Crude prices rocketed skywards Thursday afternoon after the OPEC+ countries made the decision to largely continue its status quo on crude exports limits. The move came as a surprise to the markets, which had expected the group to increase its combined export volumes by as much as 1 million barrels of oil per day (bopd) as the meeting convened.
The group approved the continuation of current production levels for April, except that Russia and Kazakhstan will be allowed to increase production by 130,000 and 20,000 barrels per day, respectively.

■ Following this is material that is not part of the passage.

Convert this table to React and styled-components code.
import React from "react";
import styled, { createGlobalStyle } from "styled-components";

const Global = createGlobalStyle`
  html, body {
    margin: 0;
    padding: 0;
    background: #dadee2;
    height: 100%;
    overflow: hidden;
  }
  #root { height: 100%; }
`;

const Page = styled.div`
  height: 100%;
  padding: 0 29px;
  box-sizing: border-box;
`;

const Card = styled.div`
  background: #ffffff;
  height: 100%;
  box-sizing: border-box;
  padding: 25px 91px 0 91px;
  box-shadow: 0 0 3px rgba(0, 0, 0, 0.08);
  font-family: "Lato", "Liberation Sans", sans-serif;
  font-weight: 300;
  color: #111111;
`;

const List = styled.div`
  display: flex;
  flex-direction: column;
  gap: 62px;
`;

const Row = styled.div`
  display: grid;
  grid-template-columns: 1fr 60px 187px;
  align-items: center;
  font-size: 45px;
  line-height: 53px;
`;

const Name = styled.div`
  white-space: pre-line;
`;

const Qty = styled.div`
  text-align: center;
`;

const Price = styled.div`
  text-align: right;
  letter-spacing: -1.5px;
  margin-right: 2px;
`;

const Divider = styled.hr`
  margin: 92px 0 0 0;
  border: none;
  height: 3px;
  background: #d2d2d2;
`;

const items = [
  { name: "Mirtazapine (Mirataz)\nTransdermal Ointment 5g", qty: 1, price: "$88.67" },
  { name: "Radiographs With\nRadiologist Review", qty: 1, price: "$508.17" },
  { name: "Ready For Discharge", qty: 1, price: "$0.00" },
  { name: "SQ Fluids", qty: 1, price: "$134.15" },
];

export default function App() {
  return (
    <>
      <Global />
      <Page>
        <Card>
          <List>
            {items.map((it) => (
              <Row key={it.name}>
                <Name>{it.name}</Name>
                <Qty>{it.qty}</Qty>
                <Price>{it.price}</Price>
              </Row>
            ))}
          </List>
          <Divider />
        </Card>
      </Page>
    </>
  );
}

International benchmark Brent crude futures gained $2.68, or 4.15%, to trade at $66.73 per barrel, while U.S. West Texas Intermediate (WTI) crude futures advanced $2.49, or 4%, to trade at $63.78 per barrel.
Analysts had broadly expected OPEC+ to reverse some of the output cuts it made last year.
Crude futures have soared to pre-virus levels in recent weeks, driven higher by substantial OPEC+ production cuts and the mass rollout of Covid-19 vaccines in many high-income countries.
As of this writing at 2:00 Central Time Thursday afternoon, the price for a barrel of West Texas Intermediate was trading at $63.96, a rise of $2.68 from its opening level. Given that the OPEC+ plans to maintain its agreed-to export limitations through the end of April, it seems like the price could threaten the $70 mark before that time.
Also today, Baker Hughes reported that its count of active North American drilling rigs rose by 19 for the week ended February 28. Logic would dictate that we should expect more increases in active rigs in the weeks to come given the stronger price levels.